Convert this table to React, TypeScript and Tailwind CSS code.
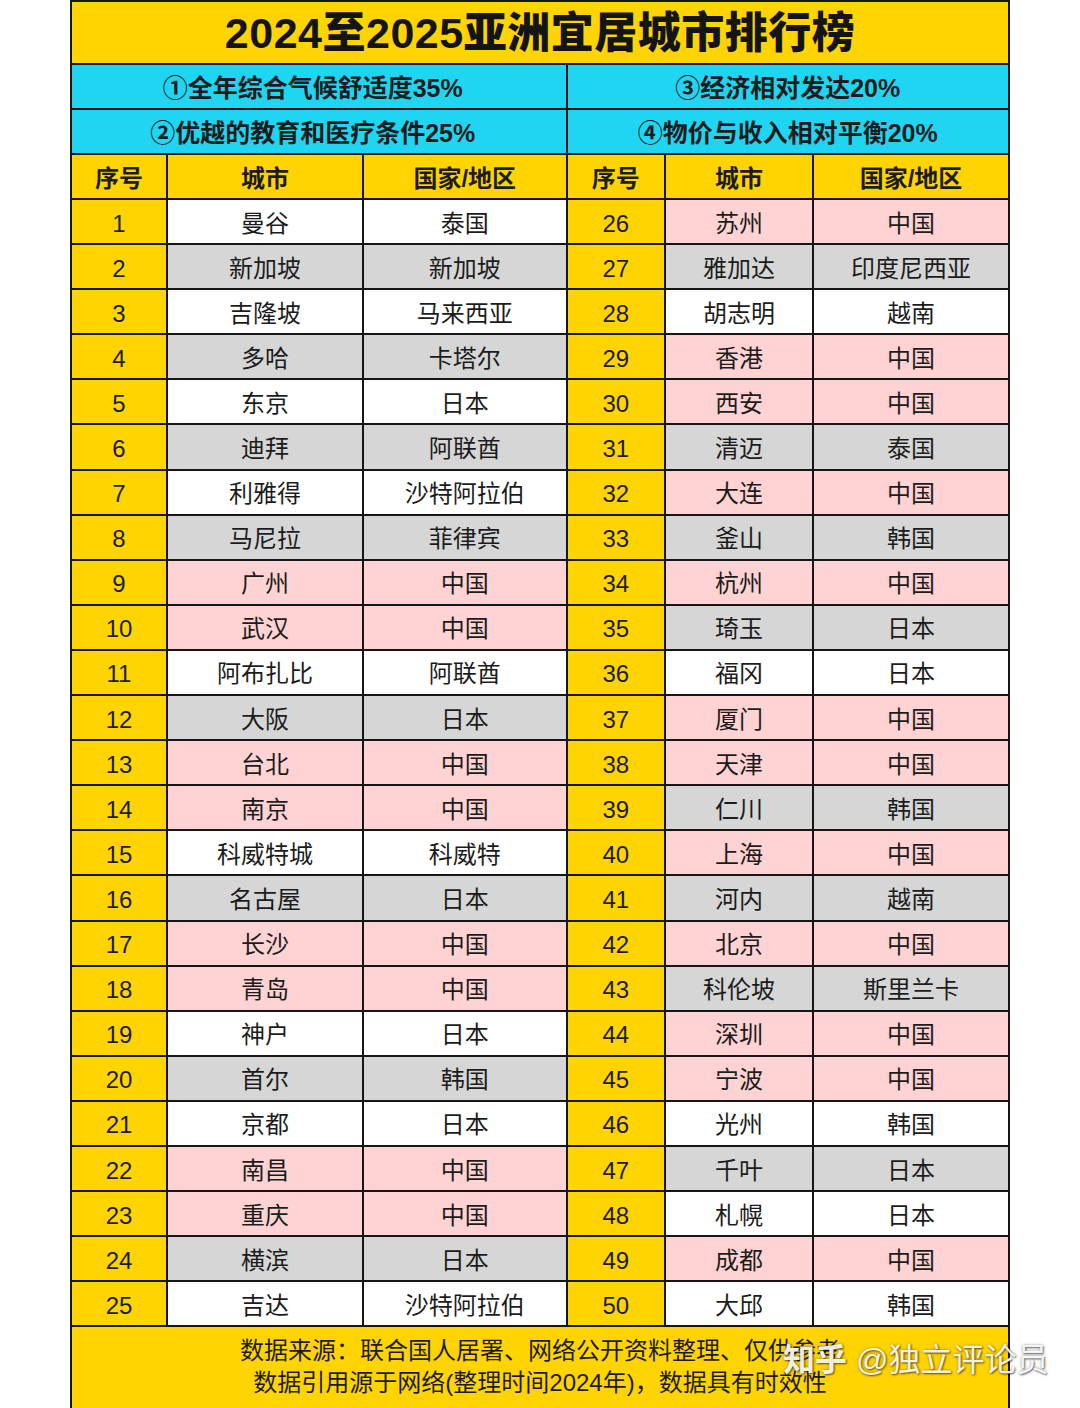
import React from "react";

type C = "w" | "g" | "p";
const left: [string, string, string, C][] = [
  ["1", "曼谷", "泰国", "w"],
  ["2", "新加坡", "新加坡", "g"],
  ["3", "吉隆坡", "马来西亚", "w"],
  ["4", "多哈", "卡塔尔", "g"],
  ["5", "东京", "日本", "w"],
  ["6", "迪拜", "阿联酋", "g"],
  ["7", "利雅得", "沙特阿拉伯", "w"],
  ["8", "马尼拉", "菲律宾", "g"],
  ["9", "广州", "中国", "p"],
  ["10", "武汉", "中国", "p"],
  ["11", "阿布扎比", "阿联酋", "w"],
  ["12", "大阪", "日本", "g"],
  ["13", "台北", "中国", "p"],
  ["14", "南京", "中国", "p"],
  ["15", "科威特城", "科威特", "w"],
  ["16", "名古屋", "日本", "g"],
  ["17", "长沙", "中国", "p"],
  ["18", "青岛", "中国", "p"],
  ["19", "神户", "日本", "w"],
  ["20", "首尔", "韩国", "g"],
  ["21", "京都", "日本", "w"],
  ["22", "南昌", "中国", "p"],
  ["23", "重庆", "中国", "p"],
  ["24", "横滨", "日本", "g"],
  ["25", "吉达", "沙特阿拉伯", "w"],
];
const right: [string, string, string, C][] = [
  ["26", "苏州", "中国", "p"],
  ["27", "雅加达", "印度尼西亚", "g"],
  ["28", "胡志明", "越南", "w"],
  ["29", "香港", "中国", "p"],
  ["30", "西安", "中国", "p"],
  ["31", "清迈", "泰国", "g"],
  ["32", "大连", "中国", "p"],
  ["33", "釜山", "韩国", "g"],
  ["34", "杭州", "中国", "p"],
  ["35", "琦玉", "日本", "g"],
  ["36", "福冈", "日本", "w"],
  ["37", "厦门", "中国", "p"],
  ["38", "天津", "中国", "p"],
  ["39", "仁川", "韩国", "g"],
  ["40", "上海", "中国", "p"],
  ["41", "河内", "越南", "g"],
  ["42", "北京", "中国", "p"],
  ["43", "科伦坡", "斯里兰卡", "g"],
  ["44", "深圳", "中国", "p"],
  ["45", "宁波", "中国", "p"],
  ["46", "光州", "韩国", "w"],
  ["47", "千叶", "日本", "g"],
  ["48", "札幌", "日本", "w"],
  ["49", "成都", "中国", "p"],
  ["50", "大邱", "韩国", "w"],
];

const bg: Record<C, string> = {
  w: "bg-white",
  g: "bg-[#d6d6d6]",
  p: "bg-[#ffd3d3]",
};

const FONT = { fontFamily: '"Liberation Sans", "Noto Sans CJK SC", sans-serif' };

function Cell({ children, className }: { children: React.ReactNode; className: string }) {
  return (
    <div className={`flex h-[43.1px] items-center justify-center pt-[4px] text-[24px] leading-none text-[#1c1c1c] ${className}`}>
      {children}
    </div>
  );
}

export default function App() {
  const rows = left.map((l, i) => [l, right[i]] as const);
  return (
    <div className="relative h-[1408px] w-[1080px] overflow-hidden bg-white" style={FONT}>
      <div className="ml-[70px] w-[940px] bg-[#161616] p-[2px]">
        <div className="grid grid-cols-[94px_194px_201.5px_96.5px_146px_194px] gap-[2px]">
          <div className="col-span-6 flex h-[61px] items-center justify-center bg-[#ffd401] pt-[2px] text-[43px] font-black leading-none tracking-[0.5px] text-[#141414]">
            2024至2025亚洲宜居城市排行榜
          </div>
          <div className="col-span-3 flex h-[43px] items-center justify-center bg-[#1fd5f1] pr-[12px] pt-[3px] text-[25px] font-bold leading-none text-[#1c1c1c]">
            ①全年综合气候舒适度35%
          </div>
          <div className="col-span-3 flex h-[43px] items-center justify-center bg-[#1fd5f1] pt-[3px] text-[25px] font-bold leading-none text-[#1c1c1c]">
            ③经济相对发达20%
          </div>
          <div className="col-span-3 flex h-[43px] items-center justify-center bg-[#1fd5f1] pr-[12px] pt-[3px] text-[25px] font-bold leading-none text-[#1c1c1c]">
            ②优越的教育和医疗条件25%
          </div>
          <div className="col-span-3 flex h-[43px] items-center justify-center bg-[#1fd5f1] pt-[3px] text-[25px] font-bold leading-none text-[#1c1c1c]">
            ④物价与收入相对平衡20%
          </div>
          {["序号", "城市", "国家/地区", "序号", "城市", "国家/地区"].map((h, i) => (
            <div
              key={i}
              className="flex h-[43px] items-center justify-center bg-[#ffd401] pt-[4px] text-[24px] font-bold leading-none text-[#1c1c1c]"
            >
              {h}
            </div>
          ))}
          {rows.map(([l, r]) => (
            <React.Fragment key={l[0]}>
              <Cell className="bg-[#ffd401]">{l[0]}</Cell>
              <Cell className={bg[l[3]]}>{l[1]}</Cell>
              <Cell className={bg[l[3]]}>{l[2]}</Cell>
              <Cell className="bg-[#ffd401]">{r[0]}</Cell>
              <Cell className={bg[r[3]]}>{r[1]}</Cell>
              <Cell className={bg[r[3]]}>{r[2]}</Cell>
            </React.Fragment>
          ))}
          <div className="col-span-6 flex h-[100px] flex-col items-center bg-[#ffd401] pt-[8px] text-[24px] leading-[32px] text-[#1c1c1c]">
            <div>数据来源：联合国人居署、网络公开资料整理、仅供参考</div>
            <div>数据引用源于网络(整理时间2024年)，数据具有时效性</div>
          </div>
        </div>
      </div>
      <div
        className="absolute left-[783px] top-[1344px] whitespace-nowrap text-[32px] leading-none text-white/90"
        style={{ textShadow: "1px 1px 2px rgba(0,0,0,0.55), 0 0 3px rgba(0,0,0,0.35)" }}
      >
        <span className="font-bold">知乎</span> @独立评论员
      </div>
    </div>
  );
}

The exercise: Every line above should be returned exactly; the pictures stay out.

Correct answer:
Convert this table to React, TypeScript and Tailwind CSS code.
import React from "react";

type C = "w" | "g" | "p";
const left: [string, string, string, C][] = [
  ["1", "曼谷", "泰国", "w"],
  ["2", "新加坡", "新加坡", "g"],
  ["3", "吉隆坡", "马来西亚", "w"],
  ["4", "多哈", "卡塔尔", "g"],
  ["5", "东京", "日本", "w"],
  ["6", "迪拜", "阿联酋", "g"],
  ["7", "利雅得", "沙特阿拉伯", "w"],
  ["8", "马尼拉", "菲律宾", "g"],
  ["9", "广州", "中国", "p"],
  ["10", "武汉", "中国", "p"],
  ["11", "阿布扎比", "阿联酋", "w"],
  ["12", "大阪", "日本", "g"],
  ["13", "台北", "中国", "p"],
  ["14", "南京", "中国", "p"],
  ["15", "科威特城", "科威特", "w"],
  ["16", "名古屋", "日本", "g"],
  ["17", "长沙", "中国", "p"],
  ["18", "青岛", "中国", "p"],
  ["19", "神户", "日本", "w"],
  ["20", "首尔", "韩国", "g"],
  ["21", "京都", "日本", "w"],
  ["22", "南昌", "中国", "p"],
  ["23", "重庆", "中国", "p"],
  ["24", "横滨", "日本", "g"],
  ["25", "吉达", "沙特阿拉伯", "w"],
];
const right: [string, string, string, C][] = [
  ["26", "苏州", "中国", "p"],
  ["27", "雅加达", "印度尼西亚", "g"],
  ["28", "胡志明", "越南", "w"],
  ["29", "香港", "中国", "p"],
  ["30", "西安", "中国", "p"],
  ["31", "清迈", "泰国", "g"],
  ["32", "大连", "中国", "p"],
  ["33", "釜山", "韩国", "g"],
  ["34", "杭州", "中国", "p"],
  ["35", "琦玉", "日本", "g"],
  ["36", "福冈", "日本", "w"],
  ["37", "厦门", "中国", "p"],
  ["38", "天津", "中国", "p"],
  ["39", "仁川", "韩国", "g"],
  ["40", "上海", "中国", "p"],
  ["41", "河内", "越南", "g"],
  ["42", "北京", "中国", "p"],
  ["43", "科伦坡", "斯里兰卡", "g"],
  ["44", "深圳", "中国", "p"],
  ["45", "宁波", "中国", "p"],
  ["46", "光州", "韩国", "w"],
  ["47", "千叶", "日本", "g"],
  ["48", "札幌", "日本", "w"],
  ["49", "成都", "中国", "p"],
  ["50", "大邱", "韩国", "w"],
];

const bg: Record<C, string> = {
  w: "bg-white",
  g: "bg-[#d6d6d6]",
  p: "bg-[#ffd3d3]",
};

const FONT = { fontFamily: '"Liberation Sans", "Noto Sans CJK SC", sans-serif' };

function Cell({ children, className }: { children: React.ReactNode; className: string }) {
  return (
    <div className={`flex h-[43.1px] items-center justify-center pt-[4px] text-[24px] leading-none text-[#1c1c1c] ${className}`}>
      {children}
    </div>
  );
}

export default function App() {
  const rows = left.map((l, i) => [l, right[i]] as const);
  return (
    <div className="relative h-[1408px] w-[1080px] overflow-hidden bg-white" style={FONT}>
      <div className="ml-[70px] w-[940px] bg-[#161616] p-[2px]">
        <div className="grid grid-cols-[94px_194px_201.5px_96.5px_146px_194px] gap-[2px]">
          <div className="col-span-6 flex h-[61px] items-center justify-center bg-[#ffd401] pt-[2px] text-[43px] font-black leading-none tracking-[0.5px] text-[#141414]">
            2024至2025亚洲宜居城市排行榜
          </div>
          <div className="col-span-3 flex h-[43px] items-center justify-center bg-[#1fd5f1] pr-[12px] pt-[3px] text-[25px] font-bold leading-none text-[#1c1c1c]">
            ①全年综合气候舒适度35%
          </div>
          <div className="col-span-3 flex h-[43px] items-center justify-center bg-[#1fd5f1] pt-[3px] text-[25px] font-bold leading-none text-[#1c1c1c]">
            ③经济相对发达20%
          </div>
          <div className="col-span-3 flex h-[43px] items-center justify-center bg-[#1fd5f1] pr-[12px] pt-[3px] text-[25px] font-bold leading-none text-[#1c1c1c]">
            ②优越的教育和医疗条件25%
          </div>
          <div className="col-span-3 flex h-[43px] items-center justify-center bg-[#1fd5f1] pt-[3px] text-[25px] font-bold leading-none text-[#1c1c1c]">
            ④物价与收入相对平衡20%
          </div>
          {["序号", "城市", "国家/地区", "序号", "城市", "国家/地区"].map((h, i) => (
            <div
              key={i}
              className="flex h-[43px] items-center justify-center bg-[#ffd401] pt-[4px] text-[24px] font-bold leading-none text-[#1c1c1c]"
            >
              {h}
            </div>
          ))}
          {rows.map(([l, r]) => (
            <React.Fragment key={l[0]}>
              <Cell className="bg-[#ffd401]">{l[0]}</Cell>
              <Cell className={bg[l[3]]}>{l[1]}</Cell>
              <Cell className={bg[l[3]]}>{l[2]}</Cell>
              <Cell className="bg-[#ffd401]">{r[0]}</Cell>
              <Cell className={bg[r[3]]}>{r[1]}</Cell>
              <Cell className={bg[r[3]]}>{r[2]}</Cell>
            </React.Fragment>
          ))}
          <div className="col-span-6 flex h-[100px] flex-col items-center bg-[#ffd401] pt-[8px] text-[24px] leading-[32px] text-[#1c1c1c]">
            <div>数据来源：联合国人居署、网络公开资料整理、仅供参考</div>
            <div>数据引用源于网络(整理时间2024年)，数据具有时效性</div>
          </div>
        </div>
      </div>
      <div
        className="absolute left-[783px] top-[1344px] whitespace-nowrap text-[32px] leading-none text-white/90"
        style={{ textShadow: "1px 1px 2px rgba(0,0,0,0.55), 0 0 3px rgba(0,0,0,0.35)" }}
      >
        <span className="font-bold">知乎</span> @独立评论员
      </div>
    </div>
  );
}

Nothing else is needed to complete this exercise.